Preparing to buy or sell a business begins with comprehensive due diligence, financial statement review, and tax analysis. Sellers should organize contracts, leases, and employee records, while buyers verify liabilities, customer relationships, and regulatory compliance to assess valuation and negotiation leverage. Both parties benefit from clear transaction documents specifying purchase price, payment terms, representations, warranties, and indemnities. Engaging accountants and legal counsel early helps identify deal structure that meets tax and financing goals and addresses potential contingencies before closing.

Protecting personal assets typically involves choosing an entity that creates a liability shield, maintaining corporate formalities, and separating personal and business finances. Adequate insurance and properly drafted contracts further reduce exposure from business claims or creditor actions. Owners should also evaluate estate planning tools, such as trusts and buy-sell agreements, to manage transfer of ownership and creditor protection. Consistent recordkeeping and adherence to governance documents reinforce liability protections that courts consider when assessing piercing-the-veil claims.

Succession planning identifies future leaders, establishes timelines for ownership transfer, and sets valuation and buyout mechanisms. Plans can include phased ownership transfers, buy-sell agreements funded by insurance, and updated governance documents to facilitate smooth leadership transition. Integrating estate planning ensures personal and business goals align, minimizing tax consequences and family disputes. Early planning allows for training successors and creating operational continuity so the business can continue serving customers without disruption during ownership changes.

Legal counsel should be involved when drafting employment agreements, establishing restrictive covenants, or handling termination to ensure compliance with state and federal laws. Early legal input helps define compensation, confidentiality protections, and dispute resolution to reduce litigation risk. Counsel also advises on employee classification, wage and hour matters, and workplace policies. Addressing these topics proactively protects the business from regulatory penalties and employment disputes that can be costly and distracting to operations.

Due diligence allows buyers to verify representations about finances, contracts, liabilities, and compliance. It uncovers risks that affect valuation and negotiation, enabling buyers to seek indemnities or adjust terms to account for identified issues. For sellers, preparing due diligence materials in advance streamlines the process and builds buyer confidence. Both sides use findings to negotiate appropriate warranties, covenants, and closing conditions that fairly allocate risk and ensure a smoother transaction.

Intellectual property issues in sales require identifying ownership of trademarks, copyrights, and trade secrets and ensuring valid assignments or licenses. Clear documentation of IP ownership and transfer terms prevents disputes and protects the value being sold as part of the business. Buyers should confirm registrations where applicable and review licenses granted to third parties. Sellers need to ensure valid assignment language is included in sale documents so the purchased IP rights transfer cleanly and remain enforceable after closing.

Cost for business legal services varies with complexity, scope, and firm approach.
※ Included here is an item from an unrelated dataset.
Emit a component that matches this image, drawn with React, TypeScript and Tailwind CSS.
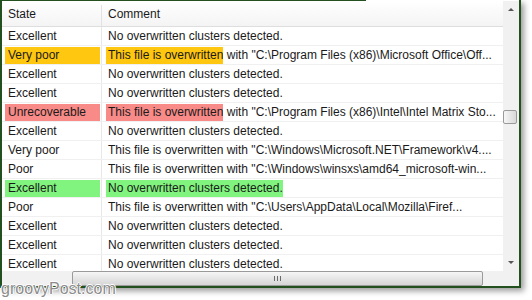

Simple tasks like entity formation or contract review may be handled at flat fees, while transactions, ongoing counsel, or litigation often use hourly billing or capped arrangements depending on anticipated work. During an initial consultation we outline likely costs and propose fee structures that match client needs. Clear budgeting and phased engagement help businesses manage legal expenses while obtaining necessary protection and guidance.